PROBLEM TO SOLVE ▸ Leaving the pictures out, print the lines from the first line of the listing through the line containing "import React from", exactly as they read, and no others.

SUPPLIED DATA ▸
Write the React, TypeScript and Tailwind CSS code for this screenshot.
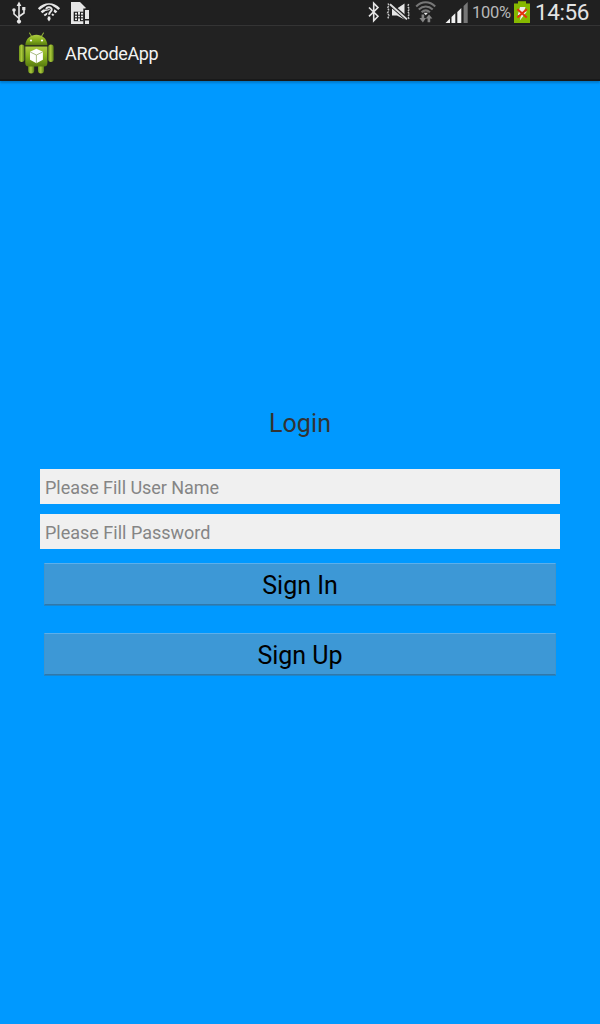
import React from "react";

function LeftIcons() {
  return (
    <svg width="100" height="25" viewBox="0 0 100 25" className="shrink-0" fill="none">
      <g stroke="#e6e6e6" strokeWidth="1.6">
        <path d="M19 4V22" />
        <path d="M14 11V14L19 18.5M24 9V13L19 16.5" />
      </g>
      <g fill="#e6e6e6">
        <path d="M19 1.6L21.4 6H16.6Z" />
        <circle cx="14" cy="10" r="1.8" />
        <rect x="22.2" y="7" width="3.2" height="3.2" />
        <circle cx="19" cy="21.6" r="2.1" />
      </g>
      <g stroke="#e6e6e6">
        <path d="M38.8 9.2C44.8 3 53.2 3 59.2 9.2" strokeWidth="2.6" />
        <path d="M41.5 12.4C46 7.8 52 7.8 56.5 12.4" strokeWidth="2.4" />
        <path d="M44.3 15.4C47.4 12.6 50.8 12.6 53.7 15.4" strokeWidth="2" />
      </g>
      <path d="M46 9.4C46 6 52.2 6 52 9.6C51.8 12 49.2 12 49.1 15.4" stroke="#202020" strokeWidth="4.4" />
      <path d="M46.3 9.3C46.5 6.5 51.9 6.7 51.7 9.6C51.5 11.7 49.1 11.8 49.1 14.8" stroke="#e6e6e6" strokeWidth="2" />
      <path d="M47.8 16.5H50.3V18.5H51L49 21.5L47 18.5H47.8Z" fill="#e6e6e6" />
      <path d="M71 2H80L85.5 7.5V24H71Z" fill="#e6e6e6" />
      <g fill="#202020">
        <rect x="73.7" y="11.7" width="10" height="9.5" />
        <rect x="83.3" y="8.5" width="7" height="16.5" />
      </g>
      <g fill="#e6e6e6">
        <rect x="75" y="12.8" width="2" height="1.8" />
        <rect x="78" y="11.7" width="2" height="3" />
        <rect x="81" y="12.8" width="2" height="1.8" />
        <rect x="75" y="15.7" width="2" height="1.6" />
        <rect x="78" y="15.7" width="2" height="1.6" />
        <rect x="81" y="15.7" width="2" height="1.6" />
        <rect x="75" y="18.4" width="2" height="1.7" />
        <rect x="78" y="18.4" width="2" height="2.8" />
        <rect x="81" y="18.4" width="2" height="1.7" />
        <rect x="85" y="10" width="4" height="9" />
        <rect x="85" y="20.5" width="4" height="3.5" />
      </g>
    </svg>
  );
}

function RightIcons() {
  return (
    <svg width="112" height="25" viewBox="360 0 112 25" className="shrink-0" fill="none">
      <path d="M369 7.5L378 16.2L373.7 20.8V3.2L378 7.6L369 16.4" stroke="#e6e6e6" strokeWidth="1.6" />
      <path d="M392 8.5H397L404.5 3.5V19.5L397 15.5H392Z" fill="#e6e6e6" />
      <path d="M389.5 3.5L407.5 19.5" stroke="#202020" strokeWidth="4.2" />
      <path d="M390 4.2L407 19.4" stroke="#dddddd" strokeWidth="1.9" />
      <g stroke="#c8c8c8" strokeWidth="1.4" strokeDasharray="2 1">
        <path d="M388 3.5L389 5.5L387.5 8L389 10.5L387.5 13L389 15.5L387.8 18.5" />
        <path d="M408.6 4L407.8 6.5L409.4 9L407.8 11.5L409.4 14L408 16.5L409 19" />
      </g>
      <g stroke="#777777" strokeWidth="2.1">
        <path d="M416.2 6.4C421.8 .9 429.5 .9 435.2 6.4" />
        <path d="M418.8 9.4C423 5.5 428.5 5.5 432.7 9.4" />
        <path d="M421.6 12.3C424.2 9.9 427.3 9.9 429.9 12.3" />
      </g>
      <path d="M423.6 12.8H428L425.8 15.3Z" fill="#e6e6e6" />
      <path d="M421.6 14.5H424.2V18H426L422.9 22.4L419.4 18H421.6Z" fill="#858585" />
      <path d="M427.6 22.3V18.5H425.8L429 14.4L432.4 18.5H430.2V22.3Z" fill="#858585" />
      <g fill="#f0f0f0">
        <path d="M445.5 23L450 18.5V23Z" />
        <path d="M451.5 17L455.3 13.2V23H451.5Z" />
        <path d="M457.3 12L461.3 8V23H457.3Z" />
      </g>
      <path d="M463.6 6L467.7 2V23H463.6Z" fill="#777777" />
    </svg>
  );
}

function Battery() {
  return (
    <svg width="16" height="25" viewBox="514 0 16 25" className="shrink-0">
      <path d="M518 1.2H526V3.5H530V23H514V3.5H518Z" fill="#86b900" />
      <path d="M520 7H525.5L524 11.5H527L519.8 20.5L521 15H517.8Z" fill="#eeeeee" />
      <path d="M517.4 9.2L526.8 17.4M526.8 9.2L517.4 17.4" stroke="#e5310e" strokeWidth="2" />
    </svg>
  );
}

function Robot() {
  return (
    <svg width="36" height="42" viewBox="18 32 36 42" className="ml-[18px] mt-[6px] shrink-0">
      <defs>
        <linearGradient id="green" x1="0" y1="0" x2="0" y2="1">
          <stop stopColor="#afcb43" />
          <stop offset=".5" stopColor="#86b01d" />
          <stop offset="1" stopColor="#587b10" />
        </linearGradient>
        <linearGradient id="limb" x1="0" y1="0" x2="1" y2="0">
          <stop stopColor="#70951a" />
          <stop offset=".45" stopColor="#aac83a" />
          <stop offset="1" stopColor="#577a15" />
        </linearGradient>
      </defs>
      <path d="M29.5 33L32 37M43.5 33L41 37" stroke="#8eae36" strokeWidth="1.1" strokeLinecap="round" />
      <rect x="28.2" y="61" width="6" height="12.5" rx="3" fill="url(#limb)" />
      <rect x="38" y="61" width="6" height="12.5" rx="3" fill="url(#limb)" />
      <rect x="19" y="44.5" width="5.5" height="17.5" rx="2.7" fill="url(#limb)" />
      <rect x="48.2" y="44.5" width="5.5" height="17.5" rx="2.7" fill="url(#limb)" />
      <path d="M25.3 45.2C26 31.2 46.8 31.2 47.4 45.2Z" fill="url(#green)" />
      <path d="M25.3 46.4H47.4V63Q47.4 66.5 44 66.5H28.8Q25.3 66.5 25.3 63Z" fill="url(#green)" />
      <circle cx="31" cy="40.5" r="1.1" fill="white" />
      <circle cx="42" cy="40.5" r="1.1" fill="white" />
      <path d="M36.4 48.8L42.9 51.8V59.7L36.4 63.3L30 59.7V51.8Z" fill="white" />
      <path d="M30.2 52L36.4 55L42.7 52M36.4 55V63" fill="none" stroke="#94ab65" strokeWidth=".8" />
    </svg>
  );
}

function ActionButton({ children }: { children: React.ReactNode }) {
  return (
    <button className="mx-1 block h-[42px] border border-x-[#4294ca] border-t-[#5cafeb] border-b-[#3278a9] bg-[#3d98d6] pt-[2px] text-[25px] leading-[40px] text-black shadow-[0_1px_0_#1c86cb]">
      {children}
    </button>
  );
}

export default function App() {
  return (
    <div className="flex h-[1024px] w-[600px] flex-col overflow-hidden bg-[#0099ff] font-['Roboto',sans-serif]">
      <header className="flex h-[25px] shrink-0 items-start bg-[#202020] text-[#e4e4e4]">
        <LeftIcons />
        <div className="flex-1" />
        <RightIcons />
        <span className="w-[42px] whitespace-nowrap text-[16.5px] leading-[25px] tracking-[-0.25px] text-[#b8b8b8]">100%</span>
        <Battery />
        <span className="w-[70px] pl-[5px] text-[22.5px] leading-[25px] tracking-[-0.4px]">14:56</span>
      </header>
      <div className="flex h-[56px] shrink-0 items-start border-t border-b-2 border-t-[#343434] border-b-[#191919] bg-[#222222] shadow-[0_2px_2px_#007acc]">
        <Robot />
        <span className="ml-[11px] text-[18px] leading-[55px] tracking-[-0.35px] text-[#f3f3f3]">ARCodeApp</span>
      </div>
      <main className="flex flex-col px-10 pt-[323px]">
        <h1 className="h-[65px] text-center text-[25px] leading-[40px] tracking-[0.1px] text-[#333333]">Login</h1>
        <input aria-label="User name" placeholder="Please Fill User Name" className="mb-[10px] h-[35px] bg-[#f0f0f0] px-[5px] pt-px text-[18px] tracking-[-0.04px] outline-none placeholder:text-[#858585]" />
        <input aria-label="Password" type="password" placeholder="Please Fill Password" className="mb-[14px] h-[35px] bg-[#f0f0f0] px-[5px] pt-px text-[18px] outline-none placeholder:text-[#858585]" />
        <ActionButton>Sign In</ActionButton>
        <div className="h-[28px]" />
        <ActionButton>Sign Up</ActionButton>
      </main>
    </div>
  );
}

SOLUTION ▸
Write the React, TypeScript and Tailwind CSS code for this screenshot.
import React from "react";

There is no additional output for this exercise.